A Tenfold Revolution in Engineering Simulation

Using simulation to test and explore the design space early is the key to unlocking innovation.



By Walid Abu-Hadba, ANSYS


The Industrial Revolution began because innovators in all types of industries sought to use improvements in production processes and technologies to gain a competitive edge. Steam engines—and later combustion engines—made it possible to produce and distribute goods faster than ever before. Ford dominated the early automobile industry when it introduced the assembly line. Over the past few decades, computers and the Internet have triggered a revolution in virtual services. Each of these revolutions led to new businesses and revenue streams. Now the smart and connected devices that typify the Internet of Things (IoT) are igniting the next revolution. Success in this revolution will depend more than ever on a company’s ability to innovate—and any winning strategy must be grounded in engineering simulation.



In the early stages of the product development cycle, the cost of making design changes is at its lowest. As the product development cycle evolves, there is more commitment and investment to design decisions and the cost to change rises by a factor of 10 with each phase. To verify engineering decisions and manage cost, leading engineering organizations in every industry have adopted engineering simulation.


While cost and efficiency gains provided by simulation are understood, its role to innovate and develop high-potential products is often overlooked. Experimenting early and frequently with computer models, simulating 10, 100 or even 1,000 design permutations, gives teams early insight into ideas that pose high risks but also offer potentially high profits. With the advent of trends like the IoT and increasingly smarter and more complex products, using simulation to systematically test and explore the design space early in the development process is the key to unlocking innovation while maintaining cost and schedule objectives.


Ten Times the Performance, Insight and Productivity


Our customers are constantly seeking to break new ground, developing products that are lighter, stronger and more efficient. The companies that enable their engineers to iteratively test their designs throughout the process are winning their markets. But to achieve these types of results, they need to be able to model simulations faster and capture results more effectively. ANSYS is helping its customers see magnitudes of innovation by taking advantage of advanced processor technologies, high-performance computing (HPC) architectures and cloud environments. These technologies are enabling our customers to run more simulations in less time.

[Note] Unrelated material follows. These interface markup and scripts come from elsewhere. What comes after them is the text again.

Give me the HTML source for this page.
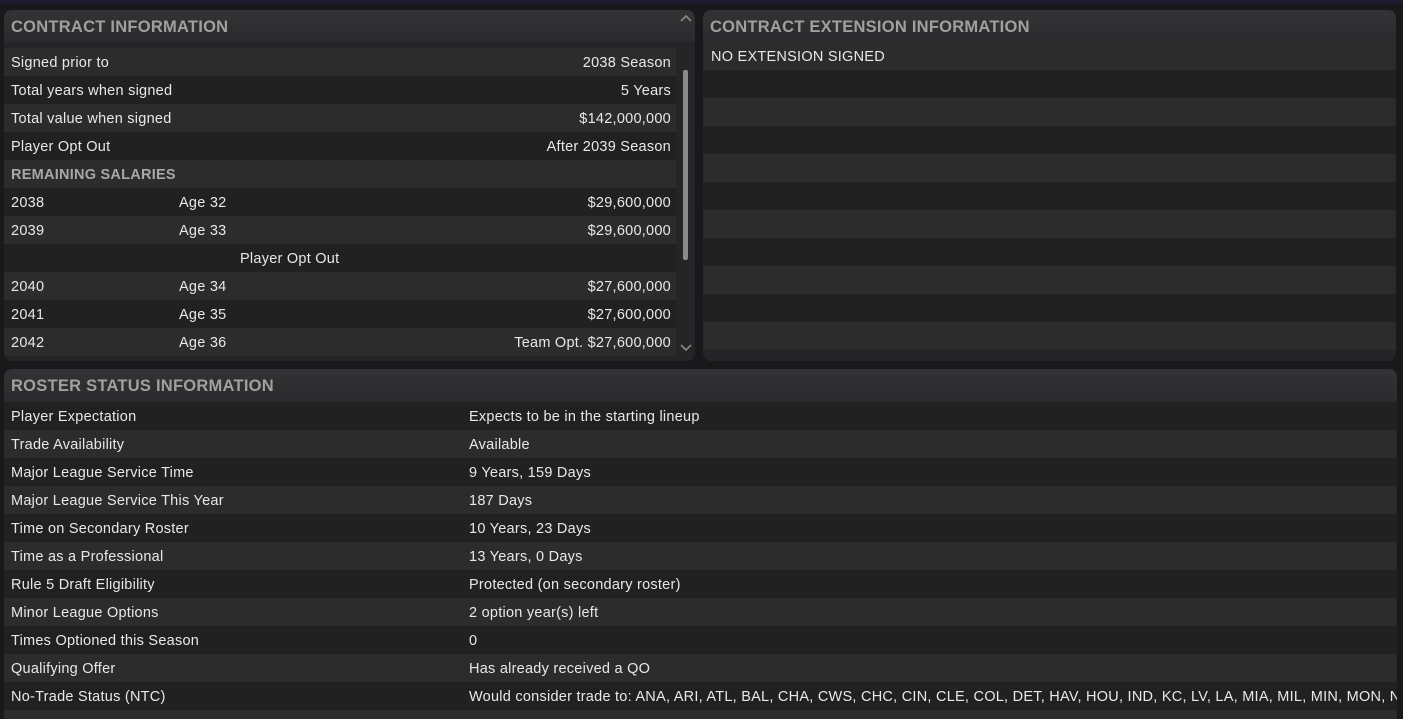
<!DOCTYPE html><html><head><style>
*{margin:0;padding:0;box-sizing:border-box}
html,body{width:1403px;height:719px;overflow:hidden}
body{background:#19191b;font-family:"Liberation Sans",sans-serif;font-size:14.5px;letter-spacing:.25px;color:#e8e8e8;position:relative}
.top{position:absolute;left:0;top:0;width:1403px;height:4px;background:#1c1c2e}
.panel{position:absolute;background:#252527;border-radius:8px;overflow:hidden}
.hd{height:32px;line-height:34px;padding-left:7px;font-weight:bold;font-size:16.5px;color:#a0a0a0;background:linear-gradient(#333335,#2b2b2d);}
.row{height:28px;line-height:30px;padding-left:7px;position:relative;white-space:nowrap}
.a{background:#2c2c2c}.b{background:#212121}
.r{position:absolute;right:5px;top:0}
.g{color:#a8a8a8;font-weight:bold}
</style></head><body>
<div class="top"></div>
<div class="panel" style="left:4px;top:10px;width:691px;height:351px">
<div class="hd">CONTRACT INFORMATION</div>
<div style="position:absolute;left:0;top:38px;width:672px">
<div class="row a">Signed prior to<span class="r">2038 Season</span></div>
<div class="row b">Total years when signed<span class="r">5 Years</span></div>
<div class="row a">Total value when signed<span class="r">$142,000,000</span></div>
<div class="row b">Player Opt Out<span class="r">After 2039 Season</span></div>
<div class="row a g">REMAINING SALARIES</div>
<div class="row b">2038<span style="position:absolute;left:175px">Age 32</span><span class="r">$29,600,000</span></div>
<div class="row a">2039<span style="position:absolute;left:175px">Age 33</span><span class="r">$29,600,000</span></div>
<div class="row b"><span style="position:absolute;left:236px">Player Opt Out</span></div>
<div class="row a">2040<span style="position:absolute;left:175px">Age 34</span><span class="r">$27,600,000</span></div>
<div class="row b">2041<span style="position:absolute;left:175px">Age 35</span><span class="r">$27,600,000</span></div>
<div class="row a">2042<span style="position:absolute;left:175px">Age 36</span><span class="r">Team Opt. $27,600,000</span></div>
</div>
<div style="position:absolute;left:679px;top:60px;width:5px;height:190px;background:#8a8a8a;border-radius:2px"></div>
<svg style="position:absolute;left:675px;top:3px" width="14" height="10"><path d="M2 8 L7 3 L12 8" stroke="#888" stroke-width="1.6" fill="none"/></svg>
<svg style="position:absolute;left:675px;top:333px" width="14" height="10"><path d="M2 2 L7 7 L12 2" stroke="#888" stroke-width="1.6" fill="none"/></svg>
</div>
<div class="panel" style="left:703px;top:10px;width:693px;height:351px">
<div class="hd">CONTRACT EXTENSION INFORMATION</div>
<div style="position:absolute;left:0;top:32px;width:693px">
<div class="row a" style="padding-left:8px">NO EXTENSION SIGNED</div>
<div class="row b"></div><div class="row a"></div><div class="row b"></div><div class="row a"></div><div class="row b"></div><div class="row a"></div><div class="row b"></div><div class="row a"></div><div class="row b"></div><div class="row a"></div>
</div></div>
<div class="panel" style="left:4px;top:369px;width:1393px;height:360px;border-radius:8px 8px 0 0">
<div class="hd" style="height:33px;line-height:35px">ROSTER STATUS INFORMATION</div>
<div style="position:absolute;left:0;top:33px;width:1393px">
<div class="row b">Player Expectation<span style="position:absolute;left:465px">Expects to be in the starting lineup</span></div>
<div class="row a">Trade Availability<span style="position:absolute;left:465px">Available</span></div>
<div class="row b">Major League Service Time<span style="position:absolute;left:465px">9 Years, 159 Days</span></div>
<div class="row a">Major League Service This Year<span style="position:absolute;left:465px">187 Days</span></div>
<div class="row b">Time on Secondary Roster<span style="position:absolute;left:465px">10 Years, 23 Days</span></div>
<div class="row a">Time as a Professional<span style="position:absolute;left:465px">13 Years, 0 Days</span></div>
<div class="row b">Rule 5 Draft Eligibility<span style="position:absolute;left:465px">Protected (on secondary roster)</span></div>
<div class="row a">Minor League Options<span style="position:absolute;left:465px">2 option year(s) left</span></div>
<div class="row b">Times Optioned this Season<span style="position:absolute;left:465px">0</span></div>
<div class="row a">Qualifying Offer<span style="position:absolute;left:465px">Has already received a QO</span></div>
<div class="row b" style="overflow:hidden">No-Trade Status (NTC)<span style="position:absolute;left:465px">Would consider trade to: ANA, ARI, ATL, BAL, CHA, CWS, CHC, CIN, CLE, COL, DET, HAV, HOU, IND, KC, LV, LA, MIA, MIL, MIN, MON, NYY, NYM</span></div>
<div class="row a"></div>
</div></div>
</body></html>
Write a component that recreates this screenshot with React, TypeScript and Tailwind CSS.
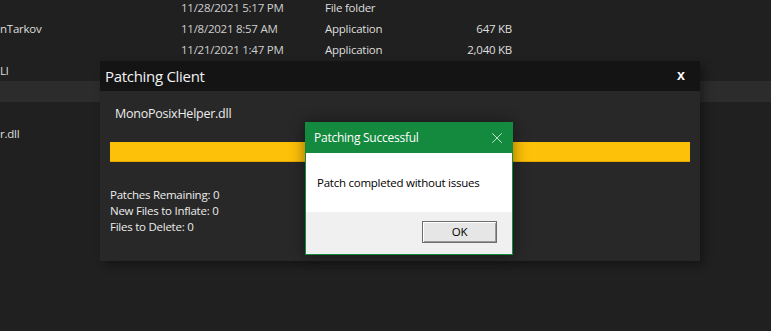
import { X } from "lucide-react"

const rows = [
  { name: "", date: "11/28/2021 5:17 PM", type: "File folder", size: "" },
  { name: "nTarkov", date: "11/8/2021 8:57 AM", type: "Application", size: "647 KB" },
  { name: "", date: "11/21/2021 1:47 PM", type: "Application", size: "2,040 KB" },
  { name: "Ll", date: "", type: "", size: "" },
  { name: "", date: "", type: "", size: "", selected: true },
  { name: "", date: "", type: "", size: "" },
  { name: "r.dll", date: "", type: "", size: "" },
  { name: "", date: "", type: "", size: "" },
  { name: "", date: "", type: "", size: "" },
]

export default function App() {
  return (
    <div
      className="relative h-[331px] w-[771px] overflow-hidden bg-[#202020] text-[11.5px] tracking-[-0.25px]"
      style={{ fontFamily: "'Open Sans', 'Noto Sans', sans-serif" }}
    >
      {/* explorer list behind */}
      <div className="mt-[-3px] flex flex-col">
        {rows.map((r, i) => (
          <div
            key={i}
            className={`flex h-[21px] items-center text-[#dedede] ${r.selected ? "bg-[#2c2c2c]" : ""}`}
          >
            <span className="w-[181px] shrink-0">{r.name}</span>
            <span className="w-[144px] shrink-0 text-[#cfcfcf]">{r.date}</span>
            <span className="w-[100px] shrink-0">{r.type}</span>
            <span className="w-[87px] shrink-0 text-right">{r.size}</span>
          </div>
        ))}
      </div>

      {/* patching client window */}
      <div className="absolute left-[100px] top-[61px] flex h-[200px] w-[600px] flex-col bg-[#282828] shadow-[4px_4px_8px_rgba(0,0,0,0.35)]">
        <div className="flex h-[30px] shrink-0 items-center justify-between bg-[#141414] pl-[5px] pr-[15px]">
          <span className="text-[15px] tracking-[-0.3px] text-[#f2f2f2]">Patching Client</span>
          <span
            className="text-[14px] font-bold text-white"
            style={{ fontFamily: "'Liberation Mono', monospace" }}
          >
            x
          </span>
        </div>
        <div className="flex flex-col px-[10px]">
          <div className="mt-[14px] pl-[5px] text-[12.5px] leading-[18px] text-[#ececec]">
            MonoPosixHelper.dll
          </div>
          <div className="mt-[19px] h-[20px] w-[580px] border-b border-[#e3a900] bg-[#fcc108]" />
          <div className="mt-[25px] flex flex-col text-[11.5px] leading-[16px] text-[#ececec]">
            <span>Patches Remaining: 0</span>
            <span>New Files to Inflate: 0</span>
            <span>Files to Delete: 0</span>
          </div>
        </div>
      </div>

      {/* message box */}
      <div className="absolute left-[305px] top-[122px] flex h-[133px] w-[208px] flex-col border border-[#138a3e] shadow-[0_0_14px_rgba(0,0,0,0.45)]">
        <div className="flex h-[30px] shrink-0 items-center justify-between bg-[#138a3e] pl-[8px] pr-[6px]">
          <span className="text-[12px] text-white">Patching Successful</span>
          <X className="h-[18px] w-[18px] text-white" strokeWidth={1} />
        </div>
        <div className="flex h-[59px] shrink-0 items-center bg-white pl-[11px] text-black">
          Patch completed without issues
        </div>
        <div className="flex flex-1 items-start justify-end bg-[#f0f0f0] pr-[15px] pt-[9px]">
          <div className="flex h-[22px] w-[75px] items-center justify-center border border-[#6d6d6d] bg-[#e6e6e6] text-black shadow-[inset_1px_1px_0_#fff,inset_-1px_-1px_0_#9a9a9a]">
            OK
          </div>
        </div>
      </div>
    </div>
  )
}
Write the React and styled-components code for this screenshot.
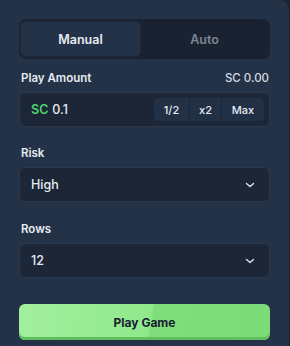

With our new release, ANSYS 17.0, we’re incorporating new solver improvements and simulation workflows so that engineers can collaborate throughout the production process and achieve results faster. We’re also helping our customers to create more reliable systems by introducing solutions that enable faster, more comprehensive simulations of products at the systems level.


As companies embed more and more smaller electronic components into products ranging from controllable toys to entertainment and safety systems in cars, they need to be able to test and make design decisions both for individual components and the assembled systems. New-generation printed circuit boards (PCBs), for example, have smaller form factors and contain chips with increasing power densities that give rise to thermal cycle failures, but accurately testing them for thermal stress, deformation and fatigue can be impractical given time and production constraints. With ANSYS, engineers can now import an ECAD geometry, model the intricate layers and traces of a PCB, and perform thermal, power integrity and cooling analysis in less time, allowing more frequent testing and ensuring more reliable electronics systems.


Given the evolution—or rather revolution—of technologies, the pressure on production design and manufacturing will not be slowing down any time soon.